There’s nothing remarkable about Oxford student Eliot Lamb. And that’s good. We’re not dealing with anyone remarkable here, nor do we really want to; Ben Masters has written a book that shows us our post-college, pre-settled selves, whether we studied literary criticism or criticized the very idea of it. And while I didn’t personally have any of the dramatic experiences that bring Noughties to its climax, that university drama is simply a means to show us the ways in which our time at uni can help us grow, or not change us much at all – but especially how we prefer to think of ourselves significantly altered either way. Masters has, in this eccentric novel, expertly captured the desperation of assigning meaning to this Finality of Adolescence, as Eliot Lamb and his crew (Scott, Jack, Sanjay, Megan, Abi, and Ella) squirm at the thought of legitimate, unsheltered adulthood. The final evening they spend together at Oxford encapsulates the obligation to enjoy themselves far more than actually doing so, and the echoes of “let’s just have a good night, yeah?” are the book’s never-answered refrain.
Another unanswered refrain: the torrent of ignored phone calls and text messages Eliot keeps receiving from his ex-girlfriend Lucy, who can only have bad news if her contact is this insistent.
Noughties is a thorough retrospective, a definitive anthology of Eliot’s time at Oxford, and the way the timeline jumps from past to present to past, sometimes within paragraphs, keeps the story feeling like a genuine investigation of Eliot’s sense of self, now at the end of the familiar and the beginning of something new. Since that frame works so well for the purposes of the story, there are other swaths of text that I found myself merely skimming. For example, there is a batch of commentary on the way we spend so much time and technology “performing” for our friends in the 21st century, and this commentary is rendered entirely in text-speak:
“I number-eight this song,” snarls Jack, without looking up from his phone.
“Lower-case-y?” I ask.
“It’s number-two repetitive.”
“What lower-case r lower-case u talking about?” interjects Abi.
Then there’s the part where Eliot’s frustration with his poor decisions is rendered as a two-page cover letter for a future job application:
I have significant and diverse experience in fucking things up. During my time at Oxford University, where I have recently completed a BA in Fucking Things Up, I have been able to fuck things up to a very high standard through my unwavering hard work and dedication, while still managing to consistently fuck up academically.
Since Eliot’s narration is already so punchily idiosyncratic on its own (he is a 21-year-old in 2012, after all), passages like these are mildly entertaining, but kind of annoying in their uselessness to the story.
Then, on the contrary, there are passages that are so deft because they are never touched on again, much like the emotions in any seven-adolescent landscape would be.

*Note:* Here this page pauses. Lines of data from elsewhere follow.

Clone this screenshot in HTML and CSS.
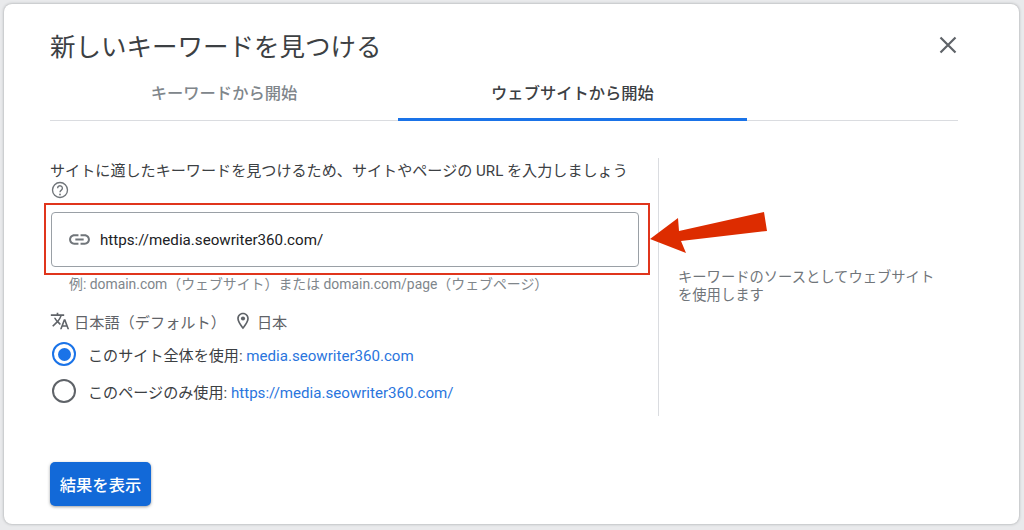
FILE: index.html
```html
<!DOCTYPE html>
<html lang="ja">
<head>
<meta charset="utf-8">
<title>新しいキーワードを見つける</title>
<link rel="stylesheet" href="styles.css">
</head>
<body>
<main class="dialog">
  <header class="head">
    <h1 class="title">新しいキーワードを見つける</h1>
    <svg class="close" viewBox="0 0 24 24" aria-label="閉じる"><path d="M4.5 4.5l15 15M19.5 4.5l-15 15"/></svg>
  </header>
  <nav class="tabs">
    <div class="tab">キーワードから開始</div>
    <div class="tab tab-active">ウェブサイトから開始</div>
  </nav>
  <section class="body">
    <div class="left">
      <p class="label">サイトに適したキーワードを見つけるため、サイトやページの URL を入力しましょう</p>
      <svg class="help" viewBox="0 0 24 24"><circle cx="12" cy="12" r="10"/><path d="M8.8 9.6a3.2 3.2 0 1 1 5 2.6c-1.1.8-1.8 1.4-1.8 2.8"/><circle class="dot" cx="12" cy="18" r="1.2"/></svg>
      <div class="redbox">
        <div class="field">
          <svg class="link" viewBox="0 0 24 24"><path d="M3.9 12c0-1.71 1.39-3.1 3.1-3.1h4V7H7c-2.76 0-5 2.24-5 5s2.24 5 5 5h4v-1.900H7c-1.71 0-3.100-1.390-3.100-3.100zM8 13h8v-2H8v2zm9-6h-4v1.900h4c1.710 0 3.100 1.390 3.100 3.100s-1.390 3.100-3.100 3.100h-4V17h4c2.760 0 5-2.240 5-5s-2.240-5-5-5z"/></svg>
          <span class="url">https://media.seowriter360.com/</span>
        </div>
      </div>
      <p class="hint">例: domain.com（ウェブサイト）または domain.com/page（ウェブページ）</p>
      <div class="locale">
        <svg class="lic" viewBox="0 0 24 24"><path d="M12.870 15.070l-2.540-2.510.030-.030c1.740-1.940 2.980-4.170 3.710-6.530H17V4h-7V2H8v2H1v1.990h11.170C11.500 7.920 10.440 9.750 9 11.350 8.070 10.320 7.300 9.190 6.690 8h-2c.730 1.630 1.730 3.170 2.980 4.560l-5.090 5.020L4 19l5-5 3.110 3.110.760-2.040zM18.500 10h-2L12 22h2l1.120-3h4.750L21 22h2l-4.500-12zm-2.620 7l1.620-4.330L19.120 17h-3.240z"/></svg>
        <span>日本語（デフォルト）</span>
        <svg class="lic pin" viewBox="0 0 24 24"><path d="M12 2C8.130 2 5 5.130 5 9c0 5.250 7 13 7 13s7-7.750 7-13c0-3.870-3.130-7-7-7zM7 9c0-2.760 2.240-5 5-5s5 2.240 5 5c0 2.880-2.880 7.190-5 9.880C9.920 16.210 7 11.850 7 9z"/><circle cx="12" cy="9" r="2.500"/></svg>
        <span>日本</span>
      </div>
      <div class="radio-row">
        <span class="radio radio-on"></span>
        <span>このサイト全体を使用: <span class="blue">media.seowriter360.com</span></span>
      </div>
      <div class="radio-row">
        <span class="radio"></span>
        <span>このページのみ使用: <span class="blue">https://media.seowriter360.com/</span></span>
      </div>
    </div>
    <aside class="right">キーワードのソースとしてウェブサイトを使用します</aside>
  </section>
  <div class="foot"><button class="btn">結果を表示</button></div>
  <svg class="arrow" viewBox="0 0 120 44"><polygon points="0,28 28,7 29,20 114,1 117,20 31,30 36,42"/></svg>
</main>
</body>
</html>
```
FILE: styles.css
```css
* { box-sizing: border-box; }
html, body { margin: 0; height: 100%; }
body {
  background: #e9eaec;
  padding: 4px 5px 6px 4px;
  font-family: Roboto, "Noto Sans CJK JP", sans-serif;
  color: #3c4043;
  overflow: hidden;
}
.dialog {
  position: relative;
  height: 520px;
  background: #fff;
  border-radius: 8px;
  padding: 0 61px 0 46px;
  box-shadow: 0 0 3px rgba(60,64,67,.45);
}
.head {
  display: flex;
  justify-content: space-between;
  align-items: center;
  padding-top: 25px;
  height: 61px;
}
.title {
  margin: 0;
  font-size: 25.500px;
  font-weight: 400;
  line-height: 36px;
  color: #3c4043;
}
.close {
  width: 24px;
  height: 24px;
  margin: -4px -2px 0 0;
  fill: none;
  stroke: #5f6368;
  stroke-width: 2.200;
}
.tabs {
  display: flex;
  height: 56px;
  border-bottom: 1px solid #dadce0;
}
.tab {
  width: 348px;
  height: 56px;
  padding-top: 18px;
  text-align: center;
  font-size: 16.300px;
  line-height: 22px;
  font-weight: 500;
  color: #80868b;
}
.tab-active {
  width: 349px;
  color: #3c4043;
  border-bottom: 3px solid #1a73e8;
}
.body {
  display: flex;
  margin-top: 37px;
  height: 258px;
}
.left {
  width: 609px;
  padding-right: 20px;
  border-right: 1px solid #dadce0;
}
.label {
  margin: 2px 0 0;
  font-size: 15.100px;
  line-height: 22px;
  color: #3c4043;
  white-space: nowrap;
}
.help {
  display: block;
  width: 18px;
  height: 18px;
  margin: -1px 0 0 1px;
  fill: none;
  stroke: #70757a;
  stroke-width: 1.800;
}
.help .dot { fill: #70757a; stroke: none; }
.redbox {
  width: 606px;
  height: 72px;
  margin: 4px 0 0 -6px;
  padding: 7px 9px 7px 5px;
  border: 2px solid #e0351c;
}
.field {
  display: flex;
  align-items: center;
  gap: 8px;
  height: 55px;
  padding-left: 15px;
  border: 1px solid #9aa0a6;
  border-radius: 4px;
}
.link { width: 25px; height: 25px; fill: #70757a; flex: none; }
.url { font-size: 15.150px; color: #202124; }
.hint {
  margin: 0 0 0 19px;
  font-size: 13.900px;
  line-height: 18px;
  height: 18px;
  color: #80868b;
  white-space: nowrap;
}
.locale {
  display: flex;
  align-items: center;
  margin-top: 17px;
  height: 22px;
  font-size: 15.200px;
  color: #5f6368;
}
.lic { width: 20px; height: 20px; fill: #5f6368; flex: none; margin-right: 4px; }
.pin { margin-left: 7px; margin-right: 4px; }
.radio-row {
  display: flex;
  align-items: center;
  gap: 12px;
  height: 24px;
  margin-top: 11px;
  margin-left: 2px;
  font-size: 15.100px;
  color: #3c4043;
  white-space: nowrap;
}
.locale + .radio-row { margin-top: 10px; }
.radio-row + .radio-row { margin-top: 13px; }
.radio {
  position: relative;
  width: 24px;
  height: 24px;
  border: 2.500px solid #5f6368;
  border-radius: 50%;
  flex: none;
}
.radio-on { border-color: #1a73e8; }
.radio-on::after {
  content: "";
  position: absolute;
  inset: 3.500px;
  background: #1a73e8;
  border-radius: 50%;
}
.blue { color: #2a75dd; }
.right {
  flex: none;
  width: 281px;
  padding: 110px 0 0 19px;
  font-size: 14.300px;
  line-height: 18px;
  color: #70757a;
}
.foot { margin-top: 46px; }
.btn {
  display: block;
  width: 101px;
  height: 44px;
  border: 0;
  border-radius: 5px;
  background: #1269d8;
  color: #fff;
  font: 500 16.300px Roboto, "Noto Sans CJK JP", sans-serif;
  box-shadow: 0 1px 3px rgba(60,64,67,.5);
}
.arrow {
  position: absolute;
  left: 646px;
  top: 207px;
  width: 120px;
  height: 44px;
  fill: #dd2c00;
}
```
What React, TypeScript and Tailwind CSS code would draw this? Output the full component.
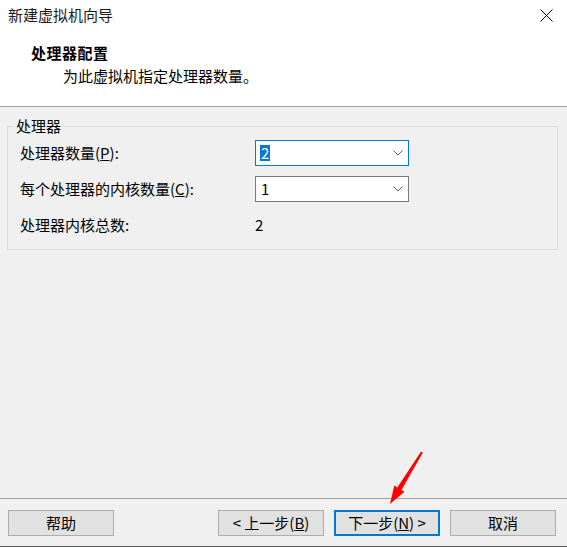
const Chevron = () => (
  <svg width="10" height="6" viewBox="0 0 10 6" className="shrink-0">
    <path d="M0.5 0.5 L5 5 L9.5 0.5" fill="none" stroke="#606060" strokeWidth="1" />
  </svg>
);

const Combo = ({ value, focused }: { value: string; focused?: boolean }) => (
  <div
    className={`flex h-[26px] w-[154px] items-center justify-between bg-white pl-[4px] pr-[5px] ${
      focused ? "border border-[#0078d7]" : "border border-[#7a7a7a]"
    }`}
  >
    {focused ? (
      <span className="bg-[#0078d7] px-[1px] leading-[16px] text-white">{value}</span>
    ) : (
      <span className="px-[1px] leading-[16px] text-black">{value}</span>
    )}
    <Chevron />
  </div>
);

const Button = ({ children, primary }: { children: React.ReactNode; primary?: boolean }) => (
  <button
    className={`flex h-[26px] w-[106px] items-center justify-center bg-[#e1e1e1] text-[15px] leading-[20px] text-black ${
      primary ? "border-2 border-[#0078d7]" : "border border-[#adadad]"
    }`}
  >
    {children}
  </button>
);

export default function App() {
  return (
    <div className="relative flex h-[547px] w-[567px] flex-col overflow-hidden bg-[#f0f0f0] font-['Noto_Sans_CJK_SC',sans-serif] text-[15px] text-black">
      {/* Header */}
      <div className="h-[107px] border-b border-[#a0a0a0] bg-white pt-[5px]">
        <div className="flex h-[20px] items-center justify-between pl-[8px] pr-[14px]">
          <span className="leading-[20px] text-[#1a1a1a]">新建虚拟机向导</span>
          <svg width="13" height="13" viewBox="0 0 13 13">
            <path d="M0.5 0.5 L12.5 12.5 M12.5 0.5 L0.5 12.5" stroke="#000" strokeWidth="1" fill="none" />
          </svg>
        </div>
        <div className="mt-[18px] pl-[31px] font-bold leading-[20px] tracking-[0.5px]">处理器配置</div>
        <div className="mt-[3px] pl-[63px] leading-[20px]">为此虚拟机指定处理器数量。</div>
      </div>

      {/* Body */}
      <div className="flex-1 px-[7px] pt-[19px]">
        <div className="relative w-[551px] border border-[#dcdcdc] pb-[11px] pl-[12px] pt-[13px]">
          <span className="absolute -top-[11px] left-[6px] bg-[#f0f0f0] px-[2px] leading-[20px]">处理器</span>
          <div className="grid grid-cols-[235px_1fr] gap-y-[10px]">
            <div className="flex h-[26px] items-center">
              处理器数量(<span className="underline">P</span>):
            </div>
            <Combo value="2" focused />
            <div className="flex h-[26px] items-center">
              每个处理器的内核数量(<span className="underline">C</span>):
            </div>
            <Combo value="1" />
            <div className="flex h-[26px] items-center">处理器内核总数:</div>
            <div className="flex h-[26px] items-center">2</div>
          </div>
        </div>
      </div>

      {/* Footer */}
      <div className="flex items-center border-y border-t-[#a0a0a0] border-b-[#5a5a5a] pb-[10px] pl-[8px] pt-[11px]">
        <Button>帮助</Button>
        <div className="ml-[104px] flex gap-[10px]">
          <Button>
            &lt; 上一步(<span className="underline">B</span>)
          </Button>
          <Button primary>
            下一步(<span className="underline">N</span>) &gt;
          </Button>
          <Button>取消</Button>
        </div>
      </div>

      {/* Annotation arrow */}
      <svg className="pointer-events-none absolute left-0 top-0" width="567" height="547">
        <polygon
          points="422.9,452.5 421.1,451.5 397.3,487.4 394.3,485.6 390,504 404.5,491.8 401.5,490"
          fill="#ff0000"
        />
      </svg>
    </div>
  );
}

Their friend Abi discreetly regretting her time as the campus skank, Jack’s momentary faraway broodings, Sanjay’s desperate and secret love for Megan, and most ominous of all, Ella’s sudden, unexplained avoidance of Professor Dylan Fletcher. These peeks into the other characters, like the jumpy timeframe, are spot-on enactments of how we really can’t know everything about anyone but ourselves – just one more contributing factor to young adulthood’s struggle with me-centrism.
And if we’re mad as hell at Eliot, if we think he’s acting like a total tool – which I spend most of the book thinking – it’s made worse by the fact that he sees it himself, too, and doesn’t know how to put the kibosh on his own stupidity. If we’re frustrated with him (and we are), it’s precisely because we have been on the delivering or receiving end of the same behaviors and actions. Not knowing any better, or having no frame of reference, Eliot treats his first girlfriend and “true love,” Lucy, like crap under his shoe. Not knowing any better, Lucy allows it. There are silences where there should be conversations, and a hell of a lot of the reverse, too.
Then there are moments that make you cringe, and I mean literally, as you hold the book, and they’re the decisions real people have no doubt made: desperate midnight gambits to win back who they think they deserve, drunken soliloquies about the meaning of love, wallowing self-pity on display at the pub, etc. It’s all stuff I hope Masters hasn’t been on the head or tail end of, but of course he must have been. We all have been.
Hence the desperation to just “have a good night, yeah?” Everyone trying to prove they can be better than they’ve been, and none more so than Eliot Lamb. Whether or not they are any better is the investigation throughout Noughties, and so authentically rendered, it’s enough to make you hope so, for all our sakes.